To these fundamental yet opposed pulls of the biosphere, Angyal has given the names of autonomy and homonomy, respectively. Autonomy is the relatively egoistic pole of the biosphere: it represents the tendency to advance one's interests by mastering the environment, by asserting oneself, so to speak, as a separate being. Homonomy is the relatively 'selfless' pole of the biosphpere: it is the tendency to fit oneself to the environment by willingly subordinating oneself to something that one perceives as larger than the individual self. In place of the words autonomy and homonomy, Angyal has also used the terms self-determination and self-surrender to describe these opposing yet co-operating directional trends of the biosphere, and he has felicitously summed up the individual's relationship to them with the remark that, 'the human being comports himself as if he were a whole of an intermediate order'"

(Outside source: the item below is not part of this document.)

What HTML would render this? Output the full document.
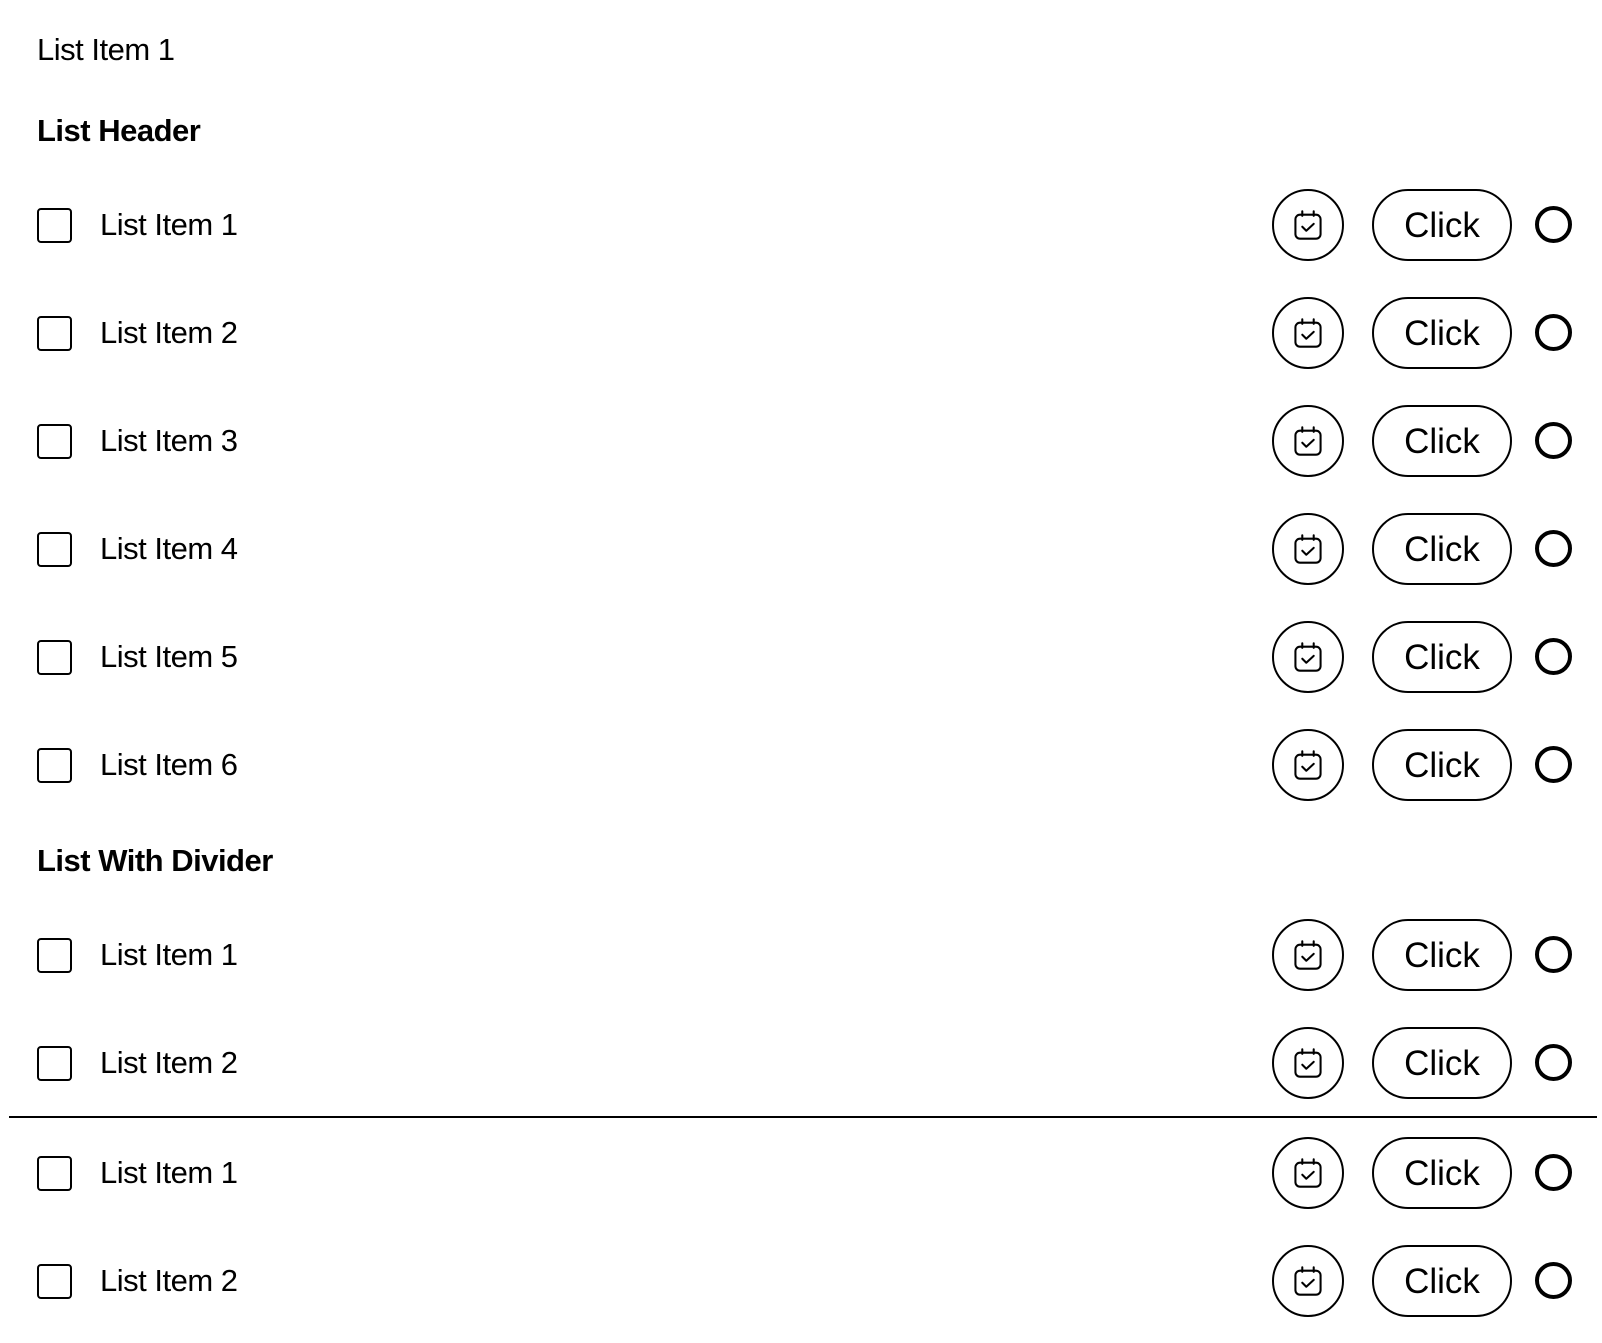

As I review my own life, I now clearly see that there are ego-driven periods as well as those self-surrender or homonomy periods. Moreover, as Angyal described, these very distinct functions are like those Gestalt illusions which can 'flip' back and forth, where you experience one side of your personality without conscious awareness of the other.
These are not necessarily 'good vs bad' experiences as commonly judged by others.For some of the ego moments are positive and others negative; and some of the selfless periods display either good or bad behaviors. But I see my most secret and undeniably bad actions as a part of my self which can succumb to that conscious state in which I am a selfless and admiral part of the larger society.
When it is possible, as you scan over your past thoughts and actions, especially those you keep most secret from view, you may discover a more unified, larger picture of yourself. There is then a relief of the tension between opposite views, and according to that wise psychiatrist I never met, there remains a holistic unified vision of a peaceful self.